Opening a session on Destination and Place Management, WTM’s Responsible Tourism Advisor Harold Goodwin said that: “Overtourism is very much the issue of the moment”, asking for a show of hands to see who was there from destinations. When just a handful of hands went up, he added:


“the challenge is that people from destinations are downstairs selling, while those upstairs discussing the issues are from other parts of the industry.” Joan Torrella, Tourism Director in


Barcelona City Council showed how the city has developed strategies to decentralise tourists away from key hotspots into wider areas of the city. He added that the growth of accommodation such as Airbnb has created new challenges, with less than half of tourists to the city now staying in hotels.
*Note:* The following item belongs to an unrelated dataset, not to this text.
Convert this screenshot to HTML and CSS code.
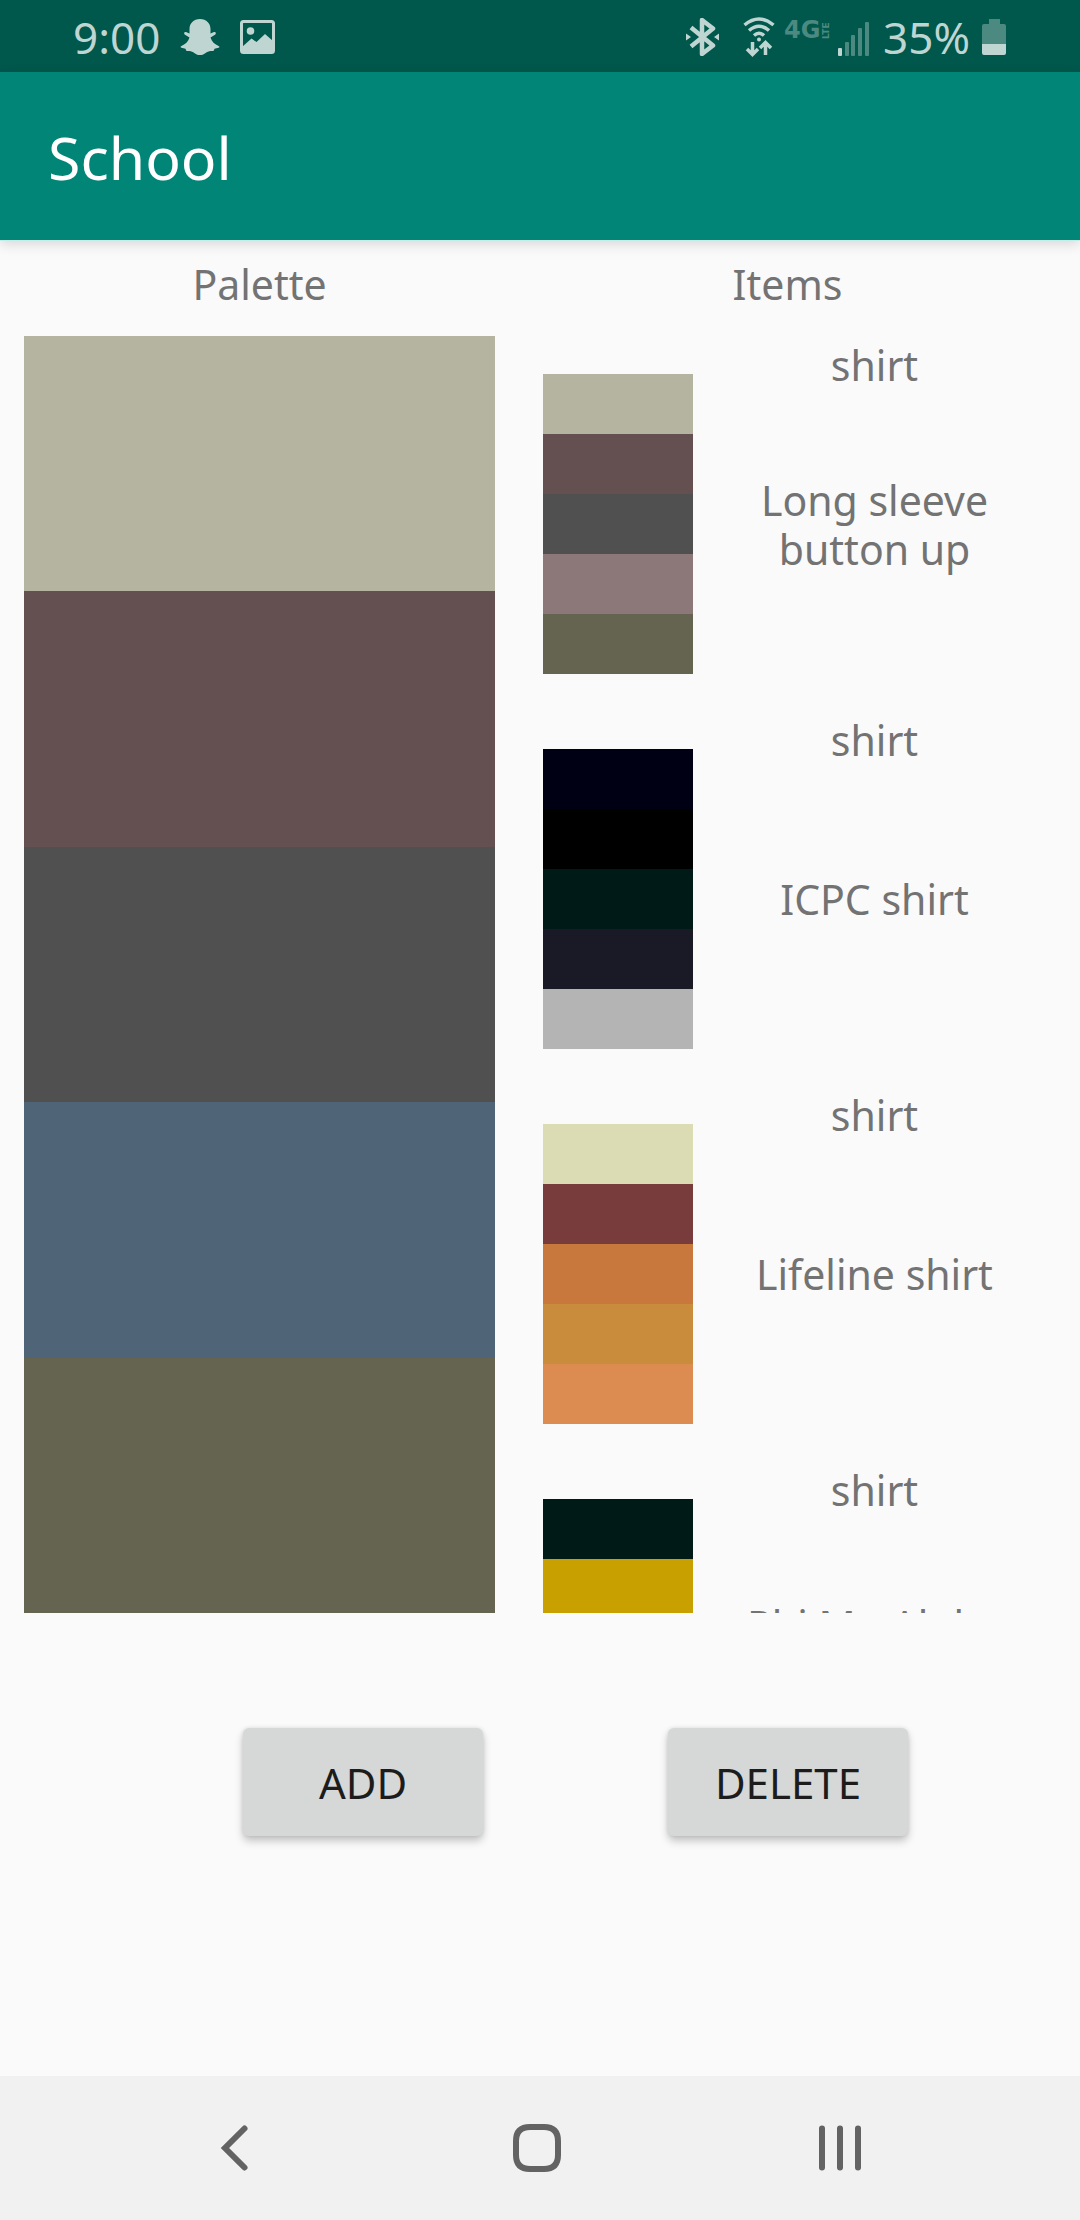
FILE: index.html
```html
<!DOCTYPE html>
<html lang="en">
<head>
<meta charset="utf-8">
<meta name="viewport" content="width=device-width, initial-scale=1">
<title>School</title>
<link rel="stylesheet" href="styles.css">
</head>
<body>
<div class="screen">
  <div class="status">
    <div class="status-left">
      <span class="status-text">9:00</span>
      <svg class="icon-snap" width="40" height="38" viewBox="0 0 40 38" fill="currentColor" aria-hidden="true"><path d="M20 1C13.500 1 9.500 5.500 9.500 11v4.500L6 14c-2-.5-2.500 1.700-1 2.700l4.500 2.800c-1.200 4-4 6.800-8.500 8.700-.8.500-.5 1.200.5 1.500l4 1c.5 2 1 2.500 2.500 2.300 5.500-.8 6.500 4 12 4s6.500-4.800 12-4c1.500.2 2-.3 2.500-2.300l4-1c1-.3 1.300-1 .5-1.500-4.500-1.900-7.300-4.700-8.500-8.700l4.500-2.800c1.500-1 1-3.200-1-2.700l-3.500 1.500V11C30.500 5.500 26.500 1 20 1z"/></svg>
      <svg width="35" height="34" viewBox="0 0 35 34" fill="none" stroke="currentColor" aria-hidden="true"><rect x="1.500" y="1.500" width="32" height="31" rx="2" stroke-width="3"/><circle cx="10.500" cy="11" r="3.800" fill="currentColor" stroke="none"/><path d="M2 27l9.500-8.500 5 3.500 8.500-8 8 7v11H2z" fill="currentColor" stroke="none"/></svg>
    </div>
    <div class="status-right">
      <svg class="icon-bt" width="33" height="38" viewBox="0 0 33 38" fill="none" stroke="currentColor" aria-hidden="true"><path d="M5 9.500l22 18L16 36V2l11 8.500L5 28.500" stroke-width="4.500" stroke-linejoin="round"/><path d="M0 15.500v7l5-3.500zM33 15.500v7l-5-3.500z" fill="currentColor" stroke="none"/></svg>
      <svg class="icon-wifi" width="32" height="40" viewBox="0 0 32 40" fill="none" stroke="currentColor" stroke-width="3.500" aria-hidden="true"><path d="M1.500 8Q16-4 30.500 8M6 13.500Q16 5 26 13.500M11 18.500Q16 14 21 18.500"/><circle cx="16" cy="22.500" r="2" fill="currentColor" stroke="none"/><path d="M9.500 25v12M4 32l5.500 5.500L15 32M22.500 38V26M17 31l5.500-5.500L28 31"/></svg>
      <svg class="icon-lte dim" width="45" height="19" viewBox="0 0 45 19" fill="currentColor" role="img" aria-label="4G LTE"><text class="lte-main" x="-1" y="18">4G</text><text class="lte-side" transform="translate(44 19) rotate(-90)">LTE</text></svg>
      <svg class="icon-signal" width="31" height="34" viewBox="0 0 31 34" fill="currentColor" aria-hidden="true"><rect x="0" y="26" width="4" height="8" rx="1"/><g class="dim"><rect x="7" y="20" width="4" height="14" rx="1"/><rect x="13" y="13" width="4" height="21" rx="1"/><rect x="20" y="6" width="4" height="28" rx="1"/><rect x="27" y="0" width="4" height="34" rx="1"/></g></svg>
      <span class="status-text">35%</span>
      <svg class="icon-battery" width="24" height="36" viewBox="0 0 24 36" fill="currentColor" aria-hidden="true"><path class="dim" d="M7 0h11v5h4q2 0 2 2v18H0V7q0-2 2-2h5z"/><path d="M0 25h24v9q0 2-2 2H2q-2 0-2-2z"/></svg>
    </div>
  </div>

  <header class="app-bar"><h1 class="app-title">School</h1></header>

  <main class="content">
    <div class="columns">
      <section class="column">
        <h2 class="heading">Palette</h2>
        <div class="palette">
          <div class="sand"></div><div class="plum"></div><div class="gray"></div><div class="blue"></div><div class="olive"></div>
        </div>
      </section>
      <section class="column">
        <h2 class="heading">Items</h2>
        <ul class="items">
          <li class="item">
            <div class="swatch"><div class="sand"></div><div class="plum"></div><div class="gray"></div><div class="mauve"></div><div class="olive"></div></div>
            <div class="item-text"><p class="kind">shirt</p><p class="name">Long sleeve button up</p></div>
          </li>
          <li class="item">
            <div class="swatch"><div class="navy"></div><div class="black"></div><div class="pine"></div><div class="ink"></div><div class="silver"></div></div>
            <div class="item-text"><p class="kind">shirt</p><p class="name">ICPC shirt</p></div>
          </li>
          <li class="item">
            <div class="swatch"><div class="cream"></div><div class="brick"></div><div class="rust"></div><div class="ochre"></div><div class="peach"></div></div>
            <div class="item-text"><p class="kind">shirt</p><p class="name">Lifeline shirt</p></div>
          </li>
          <li class="item">
            <div class="swatch"><div class="pine"></div><div class="gold"></div><div class="black"></div><div class="gray"></div><div class="silver"></div></div>
            <div class="item-text"><p class="kind">shirt</p><p class="name">Phi Mu Alpha shirt</p></div>
          </li>
        </ul>
      </section>
    </div>
    <div class="actions">
      <button class="action" type="button">ADD</button>
      <button class="action" type="button">DELETE</button>
    </div>
  </main>

  <nav class="nav-bar">
    <button class="nav-button" type="button" aria-label="Back"><svg width="48" height="48" viewBox="0 0 48 48" fill="none" stroke="currentColor" stroke-width="6" stroke-linecap="round"><path d="M34.500 4.500L15 24l19.500 19.500"/></svg></button>
    <button class="nav-button" type="button" aria-label="Home"><svg width="48" height="48" viewBox="0 0 48 48" fill="none" stroke="currentColor" stroke-width="6"><path d="M17 3h14Q45 3 45 17v14Q45 45 31 45H17Q3 45 3 31V17Q3 3 17 3z"/></svg></button>
    <button class="nav-button" type="button" aria-label="Recent apps"><svg width="48" height="48" viewBox="0 0 48 48" fill="none" stroke="currentColor" stroke-width="6" stroke-linecap="round"><path d="M6 4.500v39M24 4.500v39M42 4.500v39"/></svg></button>
  </nav>
</div>
</body>
</html>
```
FILE: styles.css
```css
* {
  box-sizing: border-box;
}

body {
  margin: 0;
  background: #fafafa;
  color: #737373;
  font-family: "Noto Sans", sans-serif;
  font-size: 41px;
  line-height: 49px;
}

h1, h2, p, ul {
  margin: 0;
  padding: 0;
  font-weight: 400;
}

svg {
  display: block;
}

.screen {
  display: flex;
  flex-direction: column;
  height: 100vh;
}

/* System status bar */
.status {
  display: flex;
  justify-content: space-between;
  height: 72px;
  padding: 2px 74px 0 73px;
  background: #00574b;
  color: #bfd5d2;
}

.status-left,
.status-right {
  display: flex;
  align-items: center;
}

.status-left {
  gap: 20px;
}

.status-text {
  font-size: 44px;
}

.dim {
  opacity: 0.4;
}

.icon-wifi {
  margin-left: 24px;
}

.icon-lte {
  align-self: flex-start;
  margin: 18px 8px 0 10px;
  overflow: visible;
}

.lte-main,
.lte-side {
  font-family: "DejaVu Sans", sans-serif;
  font-weight: 700;
}

.lte-main {
  font-size: 24px;
}

.lte-side {
  font-size: 9px;
}

.icon-signal {
  margin: 4px 14px 0 0;
}

.icon-battery {
  margin-left: 12px;
}

/* App bar */
.app-bar {
  display: flex;
  align-items: center;
  height: 168px;
  padding: 2px 48px 0;
  background: #008577;
  color: #fff;
  box-shadow: 0 1px 0 #c8ece8, 0 4px 12px rgba(0, 0, 0, 0.14);
  z-index: 1;
}

.app-title {
  font-size: 59px;
  line-height: 72px;
}

/* Palette and items */
.content {
  flex: 1;
  min-height: 0;
  display: flex;
  flex-direction: column;
}

.columns {
  flex: 1;
  min-height: 0;
  display: grid;
  grid-template-columns: 471fr 537fr;
  grid-template-rows: 100%;
  gap: 24px;
  padding: 0 24px;
}

.column {
  display: flex;
  flex-direction: column;
  min-height: 0;
}

.heading {
  padding: 20px 0 27px;
  font-size: 41px;
  text-align: center;
}

.palette,
.swatch {
  display: grid;
  grid-auto-rows: 1fr;
}

.palette {
  flex: 1;
}

.items {
  flex: 1;
  min-height: 0;
  overflow-y: auto;
  scrollbar-width: none;
  list-style: none;
}

.item {
  display: flex;
  height: 375px;
  padding-left: 24px;
}

.swatch {
  flex: none;
  align-self: center;
  width: 150px;
  height: 300px;
}

.item-text {
  flex: 1;
  display: grid;
  padding: 5px 24px 3px;
  text-align: center;
}

.kind,
.name {
  grid-area: 1 / 1;
}

.name {
  align-self: center;
}

.sand { background: #b4b4a0; }
.plum { background: #645050; }
.gray { background: #505050; }
.blue { background: #506478; }
.olive { background: #646450; }
.mauve { background: #8c7878; }
.navy { background: #000014; }
.black { background: #000; }
.pine { background: #001a18; }
.ink { background: #1a1a26; }
.silver { background: #b4b4b4; }
.cream { background: #dcdcb4; }
.brick { background: #783c3c; }
.rust { background: #c8783c; }
.ochre { background: #c88c3c; }
.peach { background: #dc8c50; }
.gold { background: #c8a000; }

/* Actions */
.actions {
  display: flex;
  justify-content: space-between;
  padding: 115px 172px 240px 243px;
}

.action {
  min-width: 240px;
  height: 108px;
  padding: 0 24px;
  border: 0;
  border-radius: 6px;
  background: #d6d8d7;
  box-shadow: 0 5px 8px rgba(0, 0, 0, 0.22), 0 0 4px rgba(0, 0, 0, 0.1);
  color: #1c1c1c;
  font-family: inherit;
  font-size: 42px;
}

/* System navigation bar */
.nav-bar {
  display: flex;
  justify-content: space-between;
  align-items: center;
  height: 144px;
  padding: 0 216px 0 210px;
  background: #f1f1f1;
}

.nav-button {
  padding: 0;
  border: 0;
  background: none;
  color: #636363;
}
```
An example of successful destination management was then presented – Bonito, a region of Brazil – where tourism is responsible for 50% of jobs, with 205,000 visitors in 2015, bringing in $US100 million. “In Bonito each natural attraction has a daily limit on the number of visitors,” explained Marcos Dias Soares, president of Bonito’s tourism board. “And that is part of the environmental license that all attractions in the region must have to operate.” “It’s not just cities that are suffering


from overtourism,” added Caroline Warburton, National Tourism Strategy Coordinator, Scottish Tourism Alliance, explaining that the common perception is that, with


the exception of Edinburgh, overtourism would not be an issue in Scotland. She gave the example of the Fairy Pools on the Isle of Skye, which have been used in recent marketing promotions. The number of visitors has gone from 10,000 to 80,000 in a year, impacting on everything from the quality of the road to residents’ quality of life. “The question is, whose responsibility is it to address this issue?” she asked. Michael Horton, Chairman and Founder, ConCERT Cambodia, opened a discussion on communicating responsible tourism, talking about the paradoxes of raising awareness about the problems with ‘voluntourism’. He said that efforts to raise awareness have had such impact in recent years that in some cases an oversimplified message has been presented and there is now a danger that good quality community based projects are suffering by association and won’t receive the support they need to continue. “One of the common messages people hear is that short term volunteering is bad and long term volunteering is the solution,” he said. “Yet this ignores the fact that if a volunteer placement is of itself bad, then being long term only makes it worse. Or that there are forms of volunteering that are perfectly suited to being done on a short term basis.”